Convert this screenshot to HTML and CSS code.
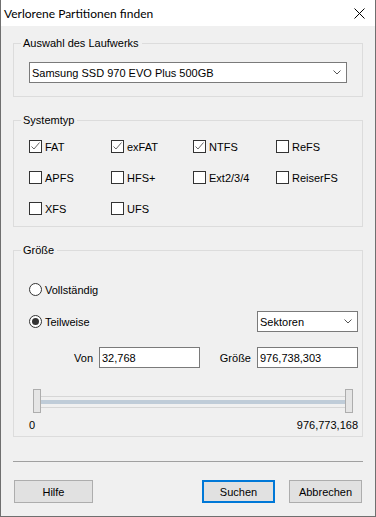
FILE: index.html
```html
<!DOCTYPE html>
<html lang="de">
<head>
    <meta charset="UTF-8">
    <meta name="viewport" content="width=device-width, initial-scale=1.0">
    <title>Verlorene Partitionen finden</title>
    <link rel="stylesheet" href="styles.css">
</head>
<body>

<div class="window">
    <div class="titlebar">
        <span class="title">Verlorene Partitionen finden</span>
        <svg class="close" width="11" height="11" viewBox="0 0 11 11">
            <path d="M0.5 0.5L10.5 10.5M10.5 0.5L0.5 10.5" stroke="#000" stroke-width="1"/>
        </svg>
    </div>

    <div class="content">
        <!-- Laufwerk -->
        <fieldset class="group drive-group">
            <legend>Auswahl des Laufwerks</legend>
            <div class="combo combo-drive">
                <span>Samsung SSD 970 EVO Plus 500GB</span>
                <svg width="8" height="5" viewBox="0 0 8 5"><path d="M0.5 0.5L4 4L7.5 0.5" fill="none" stroke="#555" stroke-width="1"/></svg>
            </div>
        </fieldset>

        <!-- Systemtyp -->
        <fieldset class="group type-group">
            <legend>Systemtyp</legend>
            <div class="check-grid">
                <label class="check"><span class="box"><svg width="11" height="11" viewBox="0 0 11 11"><path d="M1.5 5.5L4 8L9.5 1.5" fill="none" stroke="#666" stroke-width="1"/></svg></span>FAT</label>
                <label class="check"><span class="box"><svg width="11" height="11" viewBox="0 0 11 11"><path d="M1.5 5.5L4 8L9.5 1.5" fill="none" stroke="#666" stroke-width="1"/></svg></span>exFAT</label>
                <label class="check"><span class="box"><svg width="11" height="11" viewBox="0 0 11 11"><path d="M1.5 5.5L4 8L9.5 1.5" fill="none" stroke="#666" stroke-width="1"/></svg></span>NTFS</label>
                <label class="check"><span class="box"></span>ReFS</label>
                <label class="check"><span class="box"></span>APFS</label>
                <label class="check"><span class="box"></span>HFS+</label>
                <label class="check"><span class="box"></span>Ext2/3/4</label>
                <label class="check"><span class="box"></span>ReiserFS</label>
                <label class="check"><span class="box"></span>XFS</label>
                <label class="check"><span class="box"></span>UFS</label>
            </div>
        </fieldset>

        <!-- Groesse -->
        <fieldset class="group size-group">
            <legend>Größe</legend>
            <div class="radio-row">
                <span class="radio"></span>Vollständig
            </div>
            <div class="radio-row partial-row">
                <span class="radio selected"></span>Teilweise
                <div class="combo combo-unit">
                    <span>Sektoren</span>
                    <svg width="8" height="5" viewBox="0 0 8 5"><path d="M0.5 0.5L4 4L7.5 0.5" fill="none" stroke="#555" stroke-width="1"/></svg>
                </div>
            </div>
            <div class="range-row">
                <label class="range-label first">Von</label>
                <input type="text" value="32,768">
                <label class="range-label">Größe</label>
                <input type="text" value="976,738,303">
            </div>
            <div class="slider">
                <span class="thumb"></span>
                <div class="track"><div class="band"></div></div>
                <span class="thumb"></span>
            </div>
            <div class="slider-labels">
                <span>0</span>
                <span>976,773,168</span>
            </div>
        </fieldset>

        <hr class="separator">

        <div class="buttons">
            <button type="button" class="btn">Hilfe</button>
            <span class="spacer"></span>
            <button type="button" class="btn default">Suchen</button>
            <button type="button" class="btn">Abbrechen</button>
        </div>
    </div>
</div>

</body>
</html>
```

FILE: styles.css
```css
body {
    margin: 0;
    font-family: "Liberation Sans", Arial, sans-serif;
    font-size: 11px;
    color: #000;
}
.window {
    width: 376px;
    height: 517px;
    box-sizing: border-box;
    background: #f0f0f0;
    border: 1px solid #6f6f6f;
    border-top: none;
}
.titlebar {
    height: 26px;
    background: #fff;
    display: flex;
    align-items: center;
    justify-content: space-between;
    padding: 0 10px 0 3px;
}
.title {
    font-family: Lato, sans-serif;
    font-size: 12px;
    margin-top: 1px;
}
.close {
    margin-top: 1px;
}
.content {
    padding: 11px 12px 0;
}
.group {
    margin: 0 0 17px;
    padding: 12px 15px 13px;
    border: 1px solid #dcdcdc;
    min-width: 0;
}
.group legend {
    margin-left: -8px;
    padding: 0 3px 0 2px;
    line-height: 13px;
}
.combo {
    height: 21px;
    box-sizing: border-box;
    background: #fff;
    border: 1px solid #7a7a7a;
    display: flex;
    align-items: center;
    justify-content: space-between;
    padding: 0 5px 0 2px;
}
.type-group {
    padding-top: 13px;
    padding-bottom: 11px;
}
.check-grid {
    display: grid;
    grid-template-columns: 82px 82px 83px 82px;
    row-gap: 18px;
}
.check {
    display: flex;
    align-items: center;
    gap: 3px;
    height: 13px;
}
.box {
    width: 13px;
    height: 13px;
    box-sizing: border-box;
    border: 1px solid #333;
    background: #fff;
    display: flex;
}
.size-group {
    padding: 26px 4px 4px 15px;
    margin-bottom: 0;
}
.radio-row {
    display: flex;
    align-items: center;
    gap: 3px;
    height: 13px;
}
.radio {
    width: 13px;
    height: 13px;
    box-sizing: border-box;
    border: 1px solid #333;
    border-radius: 50%;
    background: #fff;
    display: flex;
    align-items: center;
    justify-content: center;
}
.radio.selected::after {
    content: "";
    width: 7px;
    height: 7px;
    border-radius: 50%;
    background: #333;
}
.partial-row {
    margin-top: 15px;
    height: 21px;
}
.combo-unit {
    width: 101px;
    margin-left: auto;
}
.range-row {
    margin-top: 15px;
    display: flex;
    align-items: center;
    height: 21px;
}
.range-label {
    flex: 1;
    text-align: right;
    margin-right: 6px;
}
.range-label.first {
    flex: none;
    width: 64px;
}
.range-row input {
    width: 101px;
    height: 21px;
    box-sizing: border-box;
    border: 1px solid #7a7a7a;
    padding: 0 2px;
    font-family: inherit;
    font-size: 11px;
    background: #fff;
    outline: none;
}
.slider {
    margin-top: 21px;
    height: 24px;
    display: flex;
    align-items: flex-start;
    padding: 0 5px 0 4px;
}
.thumb {
    width: 8px;
    height: 24px;
    box-sizing: border-box;
    background: #e5e5e5;
    border: 1px solid #adadad;
}
.track {
    flex: 1;
    margin-top: 7px;
    height: 12px;
    box-sizing: border-box;
    border-top: 1px solid #d6d6d6;
    border-bottom: 1px solid #d6d6d6;
    padding: 3px 0;
}
.band {
    height: 4px;
    background: #bfccd8;
}
.slider-labels {
    display: flex;
    justify-content: space-between;
    margin-top: 6px;
    line-height: 13px;
}
.separator {
    margin: 24px 0 0;
    border: none;
    border-top: 1px solid #a0a0a0;
    height: 0;
}
.buttons {
    display: flex;
    margin-top: 18px;
    padding: 0 1px;
    gap: 14px;
}
.spacer {
    flex: 1;
}
.btn {
    width: 73px;
    height: 23px;
    background: #e1e1e1;
    border: 1px solid #adadad;
    font-family: inherit;
    font-size: 11px;
    color: #000;
    padding: 0;
}
.btn:first-child {
    width: 79px;
}
.btn.default {
    border: 2px solid #0078d7;
}
```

-----

## Exercise description
Quote all the lines above exactly as given. Do not include the pictures.

## Complete response
Convert this screenshot to HTML and CSS code.
FILE: index.html
```html
<!DOCTYPE html>
<html lang="de">
<head>
    <meta charset="UTF-8">
    <meta name="viewport" content="width=device-width, initial-scale=1.0">
    <title>Verlorene Partitionen finden</title>
    <link rel="stylesheet" href="styles.css">
</head>
<body>

<div class="window">
    <div class="titlebar">
        <span class="title">Verlorene Partitionen finden</span>
        <svg class="close" width="11" height="11" viewBox="0 0 11 11">
            <path d="M0.5 0.5L10.5 10.5M10.5 0.5L0.5 10.5" stroke="#000" stroke-width="1"/>
        </svg>
    </div>

    <div class="content">
        <!-- Laufwerk -->
        <fieldset class="group drive-group">
            <legend>Auswahl des Laufwerks</legend>
            <div class="combo combo-drive">
                <span>Samsung SSD 970 EVO Plus 500GB</span>
                <svg width="8" height="5" viewBox="0 0 8 5"><path d="M0.5 0.5L4 4L7.5 0.5" fill="none" stroke="#555" stroke-width="1"/></svg>
            </div>
        </fieldset>

        <!-- Systemtyp -->
        <fieldset class="group type-group">
            <legend>Systemtyp</legend>
            <div class="check-grid">
                <label class="check"><span class="box"><svg width="11" height="11" viewBox="0 0 11 11"><path d="M1.5 5.5L4 8L9.5 1.5" fill="none" stroke="#666" stroke-width="1"/></svg></span>FAT</label>
                <label class="check"><span class="box"><svg width="11" height="11" viewBox="0 0 11 11"><path d="M1.5 5.5L4 8L9.5 1.5" fill="none" stroke="#666" stroke-width="1"/></svg></span>exFAT</label>
                <label class="check"><span class="box"><svg width="11" height="11" viewBox="0 0 11 11"><path d="M1.5 5.5L4 8L9.5 1.5" fill="none" stroke="#666" stroke-width="1"/></svg></span>NTFS</label>
                <label class="check"><span class="box"></span>ReFS</label>
                <label class="check"><span class="box"></span>APFS</label>
                <label class="check"><span class="box"></span>HFS+</label>
                <label class="check"><span class="box"></span>Ext2/3/4</label>
                <label class="check"><span class="box"></span>ReiserFS</label>
                <label class="check"><span class="box"></span>XFS</label>
                <label class="check"><span class="box"></span>UFS</label>
            </div>
        </fieldset>

        <!-- Groesse -->
        <fieldset class="group size-group">
            <legend>Größe</legend>
            <div class="radio-row">
                <span class="radio"></span>Vollständig
            </div>
            <div class="radio-row partial-row">
                <span class="radio selected"></span>Teilweise
                <div class="combo combo-unit">
                    <span>Sektoren</span>
                    <svg width="8" height="5" viewBox="0 0 8 5"><path d="M0.5 0.5L4 4L7.5 0.5" fill="none" stroke="#555" stroke-width="1"/></svg>
                </div>
            </div>
            <div class="range-row">
                <label class="range-label first">Von</label>
                <input type="text" value="32,768">
                <label class="range-label">Größe</label>
                <input type="text" value="976,738,303">
            </div>
            <div class="slider">
                <span class="thumb"></span>
                <div class="track"><div class="band"></div></div>
                <span class="thumb"></span>
            </div>
            <div class="slider-labels">
                <span>0</span>
                <span>976,773,168</span>
            </div>
        </fieldset>

        <hr class="separator">

        <div class="buttons">
            <button type="button" class="btn">Hilfe</button>
            <span class="spacer"></span>
            <button type="button" class="btn default">Suchen</button>
            <button type="button" class="btn">Abbrechen</button>
        </div>
    </div>
</div>

</body>
</html>
```

FILE: styles.css
```css
body {
    margin: 0;
    font-family: "Liberation Sans", Arial, sans-serif;
    font-size: 11px;
    color: #000;
}
.window {
    width: 376px;
    height: 517px;
    box-sizing: border-box;
    background: #f0f0f0;
    border: 1px solid #6f6f6f;
    border-top: none;
}
.titlebar {
    height: 26px;
    background: #fff;
    display: flex;
    align-items: center;
    justify-content: space-between;
    padding: 0 10px 0 3px;
}
.title {
    font-family: Lato, sans-serif;
    font-size: 12px;
    margin-top: 1px;
}
.close {
    margin-top: 1px;
}
.content {
    padding: 11px 12px 0;
}
.group {
    margin: 0 0 17px;
    padding: 12px 15px 13px;
    border: 1px solid #dcdcdc;
    min-width: 0;
}
.group legend {
    margin-left: -8px;
    padding: 0 3px 0 2px;
    line-height: 13px;
}
.combo {
    height: 21px;
    box-sizing: border-box;
    background: #fff;
    border: 1px solid #7a7a7a;
    display: flex;
    align-items: center;
    justify-content: space-between;
    padding: 0 5px 0 2px;
}
.type-group {
    padding-top: 13px;
    padding-bottom: 11px;
}
.check-grid {
    display: grid;
    grid-template-columns: 82px 82px 83px 82px;
    row-gap: 18px;
}
.check {
    display: flex;
    align-items: center;
    gap: 3px;
    height: 13px;
}
.box {
    width: 13px;
    height: 13px;
    box-sizing: border-box;
    border: 1px solid #333;
    background: #fff;
    display: flex;
}
.size-group {
    padding: 26px 4px 4px 15px;
    margin-bottom: 0;
}
.radio-row {
    display: flex;
    align-items: center;
    gap: 3px;
    height: 13px;
}
.radio {
    width: 13px;
    height: 13px;
    box-sizing: border-box;
    border: 1px solid #333;
    border-radius: 50%;
    background: #fff;
    display: flex;
    align-items: center;
    justify-content: center;
}
.radio.selected::after {
    content: "";
    width: 7px;
    height: 7px;
    border-radius: 50%;
    background: #333;
}
.partial-row {
    margin-top: 15px;
    height: 21px;
}
.combo-unit {
    width: 101px;
    margin-left: auto;
}
.range-row {
    margin-top: 15px;
    display: flex;
    align-items: center;
    height: 21px;
}
.range-label {
    flex: 1;
    text-align: right;
    margin-right: 6px;
}
.range-label.first {
    flex: none;
    width: 64px;
}
.range-row input {
    width: 101px;
    height: 21px;
    box-sizing: border-box;
    border: 1px solid #7a7a7a;
    padding: 0 2px;
    font-family: inherit;
    font-size: 11px;
    background: #fff;
    outline: none;
}
.slider {
    margin-top: 21px;
    height: 24px;
    display: flex;
    align-items: flex-start;
    padding: 0 5px 0 4px;
}
.thumb {
    width: 8px;
    height: 24px;
    box-sizing: border-box;
    background: #e5e5e5;
    border: 1px solid #adadad;
}
.track {
    flex: 1;
    margin-top: 7px;
    height: 12px;
    box-sizing: border-box;
    border-top: 1px solid #d6d6d6;
    border-bottom: 1px solid #d6d6d6;
    padding: 3px 0;
}
.band {
    height: 4px;
    background: #bfccd8;
}
.slider-labels {
    display: flex;
    justify-content: space-between;
    margin-top: 6px;
    line-height: 13px;
}
.separator {
    margin: 24px 0 0;
    border: none;
    border-top: 1px solid #a0a0a0;
    height: 0;
}
.buttons {
    display: flex;
    margin-top: 18px;
    padding: 0 1px;
    gap: 14px;
}
.spacer {
    flex: 1;
}
.btn {
    width: 73px;
    height: 23px;
    background: #e1e1e1;
    border: 1px solid #adadad;
    font-family: inherit;
    font-size: 11px;
    color: #000;
    padding: 0;
}
.btn:first-child {
    width: 79px;
}
.btn.default {
    border: 2px solid #0078d7;
}
```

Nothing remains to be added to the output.